Are we ever going to meet the people at the top of The Twelve? Are we ever going to even know if it’s actually 12 people?

Neal: I couldn’t possibly answer that question. I will say that both of those questions are things that we have discussed long and hard in the writers room. So expect to see an exploration, if not an answer.

Is there a chance Phoebe Waller-Bridge would appear in the show as an actor?

Neal: Well, she’s not in season 4. So I can probably say she’s not going to be in season 4 whether Phoebe would ever appear in any kind of Killing Eve role, you’d have to ask her.

Wait. Are there talks of Killing Eve spin-offs?

Neal: Oh, I didn’t mean it like that. I just meant that the world of Killing Eve is so strong, and I would certainly watch anything set in the world of Killing Eve. But that’s not a confirmation of any kind of spin-off.


This is an odd question, but there’s lots of references to ice cream in the series. The first time we see Villanelle in the series, she dumps gelato on a little girl’s lap. And we see people eating ice cream at pivotal scenes this season. Is there an Easter egg in there?

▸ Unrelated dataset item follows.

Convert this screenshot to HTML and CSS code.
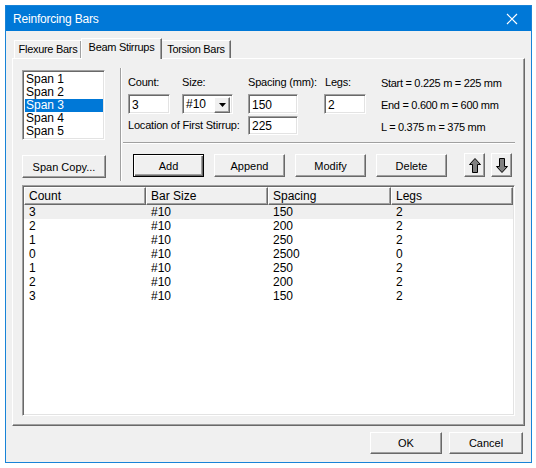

Neal: It’s not an intentional thing. I was just wondering as you were saying that because, I agree, there is a lot a lot of ice cream and I was wondering where it’s come from. I think that scene is really iconic — that very beginning scene from the first episode — and I’m sure that’s lodged in every single writers’ head because it’s so perfect as a scene. I also just wonder whether that’s a British thing, like Brits in the sun reached for the ice cream. We were writing it and it was very hot and we were subconsciously desiring ice cream at all times. And so that worked its way into the script.


Killing Eve: Season 4 (2022) — it’s final season — premieres at 8 p.m., February 27 on BBC America.